What is the Meaning of EBPITD or SDE in NZ?
EBPITD stands for Earnings Before Proprietor’s (wages), Interest, Tax, and Depreciation. EBPITDA stands for the same thing plus Amortisation. New Zealand is moving to the American phrase Seller’s Discretionary Earnings (SDE).
EBPITD’s meaning depends on the source. In New Zealand a small business sales transaction database called BizStats defines EBPITD or SDE as
the earnings of the business before:
– proprietors income (salary, wages, director fees)
– interest
– taxes
– depreciation
How to use EBPITD or SDE?
EBPITD or SDE is used in the market approach in a method variously called Private Comparables (and other names).
Simply put you find similar businesses, calculate EBPITD (and other) ratios, and then multiply the subject company by the EBPITD ratio to calculate its value.
For example, five similar businesses have an average EBPITD ratio of 3.0. The subject company’s EBPITD is $200,000, therefore its business value is $200,000 * 3.0 = $600,000.
It’s important to look at how many working owners (‘W/O’) there are in the BizStat results. It may be there are 2-3 working owners and that all their salary is included in EBPITD / SDE—requiring an adjustment to the data to rebase it to one working owner. Note that for recent data, the broker may have rebased the proprietor’s income to one working owner.
Working Owners is an example of why it’s important to know about the data source. Here’s some more information about EBPITD and BizStats.
More about EBPITD
EBPITD came from an earlier version of the New Zealand private transaction database BizStats.

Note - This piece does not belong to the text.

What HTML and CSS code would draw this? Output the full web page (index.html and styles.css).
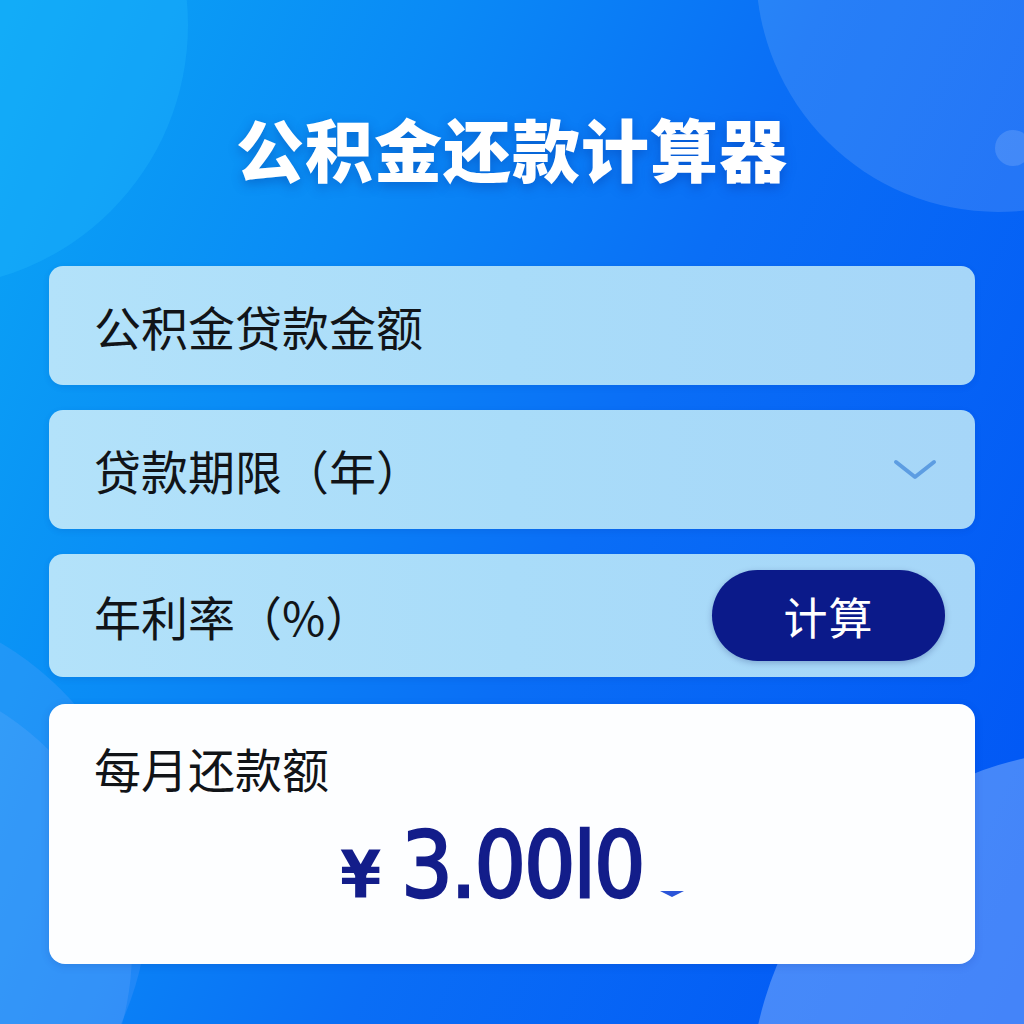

BizStats was founded in 2000 by Clyth Macleod, the grandfather of business broking in NZ, and an early expert business valuer Don Sloan. It changed ownership a few years ago, and the new owner, Matt Stevenson, made some updates, one of which was to start using the American terminology SDE which stands for Sellers Discretionary Earnings. So now look for SDE not EBPITD in their reports.
BizStats has 11,000 transactions from business brokers. It uses the ANZIC categories and is focused on the ‘Main Street’ of businesses e.g. cafes, retail, and auto repair shops.
Business brokers provide anonymised business sales data and in return they get free use of the BizStats.
As well as EBPITD / SDE and working owners, BizStats provides data on sales price, revenue, region, months to sell, GP%, lease months remaining, tangibles, stock, intangibles, and some ratios.
Sales Price is defined as total price at which the business was sold (Tangibles + Stock + Intangibles).
Cash, accounts receivable, loans receivable, inventory, real estate and all liabilities are typically excluded from the sale price. Sales are recorded as cash-free, debt-free. They are almost entirely asset, not share, sales. This is the equity value of the company.
The values from BizStats data are based on transactions of a 100% ownership interest. By definition, this means that the ownership interest calculated is a control position. Therefore, if calculating a minority interest, a lack of control discount might be appropriate. A non-marketable discount is likely also applicable.